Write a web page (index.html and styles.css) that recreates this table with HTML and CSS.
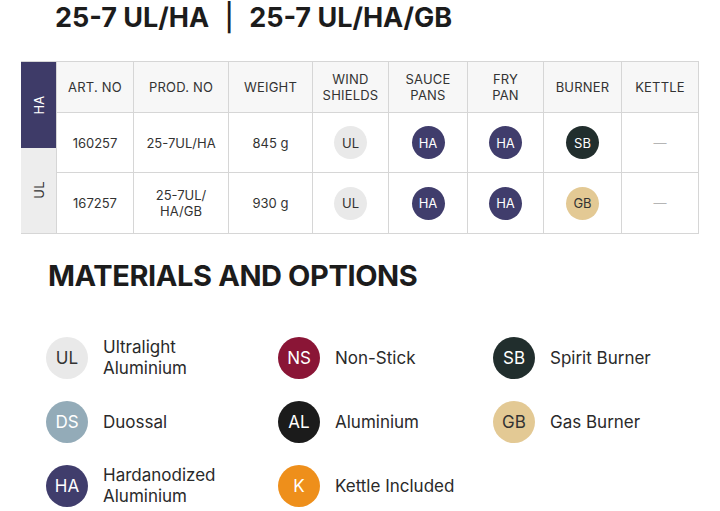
FILE: index.html
```html
<!DOCTYPE html>
<html>
<head>
<meta charset="utf-8">
<link rel="stylesheet" href="styles.css">
</head>
<body>
<h1 class="title">25-7 UL/HA <span class="sep">|</span> 25-7 UL/HA/GB</h1>

<div class="spec">
  <div class="side">
    <div class="side-cell side-ha"><span>HA</span></div>
    <div class="side-cell side-ul"><span>UL</span></div>
  </div>
  <div class="grid">
    <div class="cell head">ART. NO</div>
    <div class="cell head">PROD. NO</div>
    <div class="cell head">WEIGHT</div>
    <div class="cell head">WIND<br>SHIELDS</div>
    <div class="cell head">SAUCE<br>PANS</div>
    <div class="cell head">FRY<br>PAN</div>
    <div class="cell head">BURNER</div>
    <div class="cell head">KETTLE</div>

    <div class="cell">160257</div>
    <div class="cell">25-7UL/HA</div>
    <div class="cell">845 g</div>
    <div class="cell"><span class="dot sm c-ul">UL</span></div>
    <div class="cell"><span class="dot sm c-ha">HA</span></div>
    <div class="cell"><span class="dot sm c-ha">HA</span></div>
    <div class="cell"><span class="dot sm c-sb">SB</span></div>
    <div class="cell dash">—</div>

    <div class="cell">167257</div>
    <div class="cell">25-7UL/<br>HA/GB</div>
    <div class="cell">930 g</div>
    <div class="cell"><span class="dot sm c-ul">UL</span></div>
    <div class="cell"><span class="dot sm c-ha">HA</span></div>
    <div class="cell"><span class="dot sm c-ha">HA</span></div>
    <div class="cell"><span class="dot sm c-gb">GB</span></div>
    <div class="cell dash">—</div>
  </div>
</div>

<h2 class="section">MATERIALS AND OPTIONS</h2>

<div class="legend">
  <div class="item"><span class="dot lg c-ul">UL</span><span class="label">Ultralight<br>Aluminium</span></div>
  <div class="item"><span class="dot lg c-ns">NS</span><span class="label">Non-Stick</span></div>
  <div class="item"><span class="dot lg c-sb">SB</span><span class="label">Spirit Burner</span></div>
  <div class="item"><span class="dot lg c-ds">DS</span><span class="label">Duossal</span></div>
  <div class="item"><span class="dot lg c-al">AL</span><span class="label">Aluminium</span></div>
  <div class="item"><span class="dot lg c-gb">GB</span><span class="label">Gas Burner</span></div>
  <div class="item"><span class="dot lg c-ha">HA</span><span class="label">Hardanodized<br>Aluminium</span></div>
  <div class="item"><span class="dot lg c-k">K</span><span class="label">Kettle Included</span></div>
</div>
</body>
</html>
```

FILE: styles.css
```css
* { box-sizing: border-box; }

body {
  margin: 0;
  background: #ffffff;
  font-family: "Inter", "Liberation Sans", sans-serif;
  color: #2a2a2a;
  width: 720px;
  height: 511px;
  overflow: hidden;
}

.title {
  margin: 0;
  padding: 1px 0 0 55px;
  height: 34px;
  font-size: 27px;
  line-height: 33px;
  font-weight: 700;
  color: #1c1c1c;
  letter-spacing: 0;
}

.title .sep {
  font-weight: 500;
  margin: 0 9px;
}

.spec {
  display: flex;
  margin: 27px 0 0 21px;
  width: 678px;
}

.side {
  display: flex;
  flex-direction: column;
  width: 35px;
  border-top: 1px solid #d6d6d6;
  border-bottom: 1px solid #d6d6d6;
}

.side-cell {
  flex: 1;
  display: flex;
  align-items: center;
  justify-content: center;
}

.side-cell span {
  transform: rotate(-90deg);
  font-size: 13px;
  letter-spacing: 0.3px;
}

.side-ha {
  background: #3e3b68;
  color: #ffffff;
}

.side-ul {
  background: #ededed;
  color: #333333;
}

.grid {
  display: grid;
  grid-template-columns: 77px 95px 84px 76px 79px 76px 78px 77px;
  grid-template-rows: 51px 60px 61px;
  border-top: 1px solid #d6d6d6;
  border-left: 1px solid #d6d6d6;
}

.cell {
  display: flex;
  align-items: center;
  justify-content: center;
  text-align: center;
  border-right: 1px solid #d6d6d6;
  border-bottom: 1px solid #d6d6d6;
  font-size: 13px;
  line-height: 16px;
  color: #333333;
  background: #ffffff;
}

.cell.head {
  background: #f7f7f7;
  letter-spacing: 0.2px;
  line-height: 16px;
  color: #333333;
}

.cell.dash {
  color: #b5b5b5;
}

.dot {
  display: inline-flex;
  align-items: center;
  justify-content: center;
  border-radius: 50%;
  flex: none;
}

.dot.sm {
  width: 33px;
  height: 33px;
  font-size: 13px;
}

.dot.lg {
  width: 42px;
  height: 42px;
  font-size: 17px;
}

.c-ul { background: #e9e9e9; color: #333333; }
.c-ha { background: #403d6c; color: #ffffff; }
.c-sb { background: #212e2d; color: #ffffff; }
.c-gb { background: #e3c994; color: #333333; }
.c-ds { background: #93abb8; color: #ffffff; }
.c-ns { background: #8a1536; color: #ffffff; }
.c-al { background: #1b1b1b; color: #ffffff; }
.c-k  { background: #ee8f1b; color: #ffffff; }

.section {
  margin: 24px 0 0 0;
  padding-left: 48px;
  height: 36px;
  font-size: 29px;
  line-height: 36px;
  font-weight: 700;
  color: #1c1c1c;
  letter-spacing: -0.4px;
}

.legend {
  display: grid;
  grid-template-columns: 232px 215px 1fr;
  grid-auto-rows: 42px;
  row-gap: 22px;
  margin-top: 43px;
  padding-left: 46px;
}

.item {
  display: flex;
  align-items: center;
  gap: 15px;
}

.label {
  font-size: 17px;
  line-height: 21px;
  color: #2a2a2a;
}
```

..........

All of the material above should be reproduced exactly, except the pictures.

Write a web page (index.html and styles.css) that recreates this table with HTML and CSS.
FILE: index.html
```html
<!DOCTYPE html>
<html>
<head>
<meta charset="utf-8">
<link rel="stylesheet" href="styles.css">
</head>
<body>
<h1 class="title">25-7 UL/HA <span class="sep">|</span> 25-7 UL/HA/GB</h1>

<div class="spec">
  <div class="side">
    <div class="side-cell side-ha"><span>HA</span></div>
    <div class="side-cell side-ul"><span>UL</span></div>
  </div>
  <div class="grid">
    <div class="cell head">ART. NO</div>
    <div class="cell head">PROD. NO</div>
    <div class="cell head">WEIGHT</div>
    <div class="cell head">WIND<br>SHIELDS</div>
    <div class="cell head">SAUCE<br>PANS</div>
    <div class="cell head">FRY<br>PAN</div>
    <div class="cell head">BURNER</div>
    <div class="cell head">KETTLE</div>

    <div class="cell">160257</div>
    <div class="cell">25-7UL/HA</div>
    <div class="cell">845 g</div>
    <div class="cell"><span class="dot sm c-ul">UL</span></div>
    <div class="cell"><span class="dot sm c-ha">HA</span></div>
    <div class="cell"><span class="dot sm c-ha">HA</span></div>
    <div class="cell"><span class="dot sm c-sb">SB</span></div>
    <div class="cell dash">—</div>

    <div class="cell">167257</div>
    <div class="cell">25-7UL/<br>HA/GB</div>
    <div class="cell">930 g</div>
    <div class="cell"><span class="dot sm c-ul">UL</span></div>
    <div class="cell"><span class="dot sm c-ha">HA</span></div>
    <div class="cell"><span class="dot sm c-ha">HA</span></div>
    <div class="cell"><span class="dot sm c-gb">GB</span></div>
    <div class="cell dash">—</div>
  </div>
</div>

<h2 class="section">MATERIALS AND OPTIONS</h2>

<div class="legend">
  <div class="item"><span class="dot lg c-ul">UL</span><span class="label">Ultralight<br>Aluminium</span></div>
  <div class="item"><span class="dot lg c-ns">NS</span><span class="label">Non-Stick</span></div>
  <div class="item"><span class="dot lg c-sb">SB</span><span class="label">Spirit Burner</span></div>
  <div class="item"><span class="dot lg c-ds">DS</span><span class="label">Duossal</span></div>
  <div class="item"><span class="dot lg c-al">AL</span><span class="label">Aluminium</span></div>
  <div class="item"><span class="dot lg c-gb">GB</span><span class="label">Gas Burner</span></div>
  <div class="item"><span class="dot lg c-ha">HA</span><span class="label">Hardanodized<br>Aluminium</span></div>
  <div class="item"><span class="dot lg c-k">K</span><span class="label">Kettle Included</span></div>
</div>
</body>
</html>
```

FILE: styles.css
```css
* { box-sizing: border-box; }

body {
  margin: 0;
  background: #ffffff;
  font-family: "Inter", "Liberation Sans", sans-serif;
  color: #2a2a2a;
  width: 720px;
  height: 511px;
  overflow: hidden;
}

.title {
  margin: 0;
  padding: 1px 0 0 55px;
  height: 34px;
  font-size: 27px;
  line-height: 33px;
  font-weight: 700;
  color: #1c1c1c;
  letter-spacing: 0;
}

.title .sep {
  font-weight: 500;
  margin: 0 9px;
}

.spec {
  display: flex;
  margin: 27px 0 0 21px;
  width: 678px;
}

.side {
  display: flex;
  flex-direction: column;
  width: 35px;
  border-top: 1px solid #d6d6d6;
  border-bottom: 1px solid #d6d6d6;
}

.side-cell {
  flex: 1;
  display: flex;
  align-items: center;
  justify-content: center;
}

.side-cell span {
  transform: rotate(-90deg);
  font-size: 13px;
  letter-spacing: 0.3px;
}

.side-ha {
  background: #3e3b68;
  color: #ffffff;
}

.side-ul {
  background: #ededed;
  color: #333333;
}

.grid {
  display: grid;
  grid-template-columns: 77px 95px 84px 76px 79px 76px 78px 77px;
  grid-template-rows: 51px 60px 61px;
  border-top: 1px solid #d6d6d6;
  border-left: 1px solid #d6d6d6;
}

.cell {
  display: flex;
  align-items: center;
  justify-content: center;
  text-align: center;
  border-right: 1px solid #d6d6d6;
  border-bottom: 1px solid #d6d6d6;
  font-size: 13px;
  line-height: 16px;
  color: #333333;
  background: #ffffff;
}

.cell.head {
  background: #f7f7f7;
  letter-spacing: 0.2px;
  line-height: 16px;
  color: #333333;
}

.cell.dash {
  color: #b5b5b5;
}

.dot {
  display: inline-flex;
  align-items: center;
  justify-content: center;
  border-radius: 50%;
  flex: none;
}

.dot.sm {
  width: 33px;
  height: 33px;
  font-size: 13px;
}

.dot.lg {
  width: 42px;
  height: 42px;
  font-size: 17px;
}

.c-ul { background: #e9e9e9; color: #333333; }
.c-ha { background: #403d6c; color: #ffffff; }
.c-sb { background: #212e2d; color: #ffffff; }
.c-gb { background: #e3c994; color: #333333; }
.c-ds { background: #93abb8; color: #ffffff; }
.c-ns { background: #8a1536; color: #ffffff; }
.c-al { background: #1b1b1b; color: #ffffff; }
.c-k  { background: #ee8f1b; color: #ffffff; }

.section {
  margin: 24px 0 0 0;
  padding-left: 48px;
  height: 36px;
  font-size: 29px;
  line-height: 36px;
  font-weight: 700;
  color: #1c1c1c;
  letter-spacing: -0.4px;
}

.legend {
  display: grid;
  grid-template-columns: 232px 215px 1fr;
  grid-auto-rows: 42px;
  row-gap: 22px;
  margin-top: 43px;
  padding-left: 46px;
}

.item {
  display: flex;
  align-items: center;
  gap: 15px;
}

.label {
  font-size: 17px;
  line-height: 21px;
  color: #2a2a2a;
}
```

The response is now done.